How can we spot planets in other galaxies when we can’t even be certain how many planets are in our solar system?

userulluipeste|10 months ago

It has everything to do with the available means that we have, for now. For the record though, we haven't yet been able to spot planets in other galaxies, just in our own Milky Way. The spotted ones just happened to be there when we decided to look, twice. To spot an astral body properly sized to fit the definition of planet, which we yet suspect to orbit around our own star, we should be lucky enough to look exactly at it and not at something else.

interludead|10 months ago

Kinda funny how "Planet X" keeps getting rebranded every generation

astar1|10 months ago

it's a Mass Relay

ForOldHack|10 months ago

It. Is. Not. A. Planet. Not.

goku12|10 months ago

By the same celestial laws that stripped Pluto of its planet label, this one would be a planet. Unless you decide to change the rules again.

gitroom|10 months ago

love how nerdy this whole thread gets - so much hot debate for basically a frozen rock way out there. you think we're ever gonna agree on what counts as a planet or is it always just moving goalposts?

marsten|10 months ago

This would be a planet by anyone's definition, if it's near the predicted 9 times the mass of the Earth.

By comparison the entire Kuiper belt – including Pluto – is estimated to have a total mass of about 10% of Earth's mass.

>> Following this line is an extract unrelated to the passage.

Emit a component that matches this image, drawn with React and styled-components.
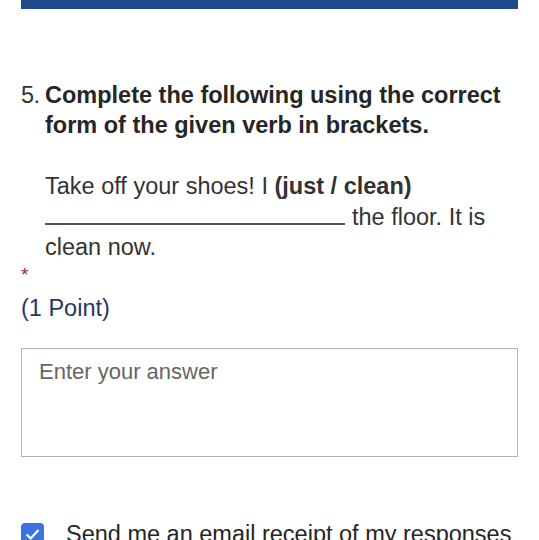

doublerabbit|10 months ago

Can I move to Planet9? Anywhere is better than this planet.

Qem|10 months ago

With current spaceships you would die of old age long before arrival.

metalman|10 months ago

we already have a 9'th planet, but due to the greatest pedantic campain of all time, pluto got demoted. Though given the current situation, ha!, that could change.....perhaps the naming commity will get noticed, and be offered a chance to do a deal, and Make Pluto A Planet Again,(MPAPA)

rini17|10 months ago

The same happened to Ceres first. To be fair, Make Ceres A Planet Again!

brookst|10 months ago

This is especially important if it turnes out there is a black hole acting as an additional planet, since it justifies the “Planet X” name.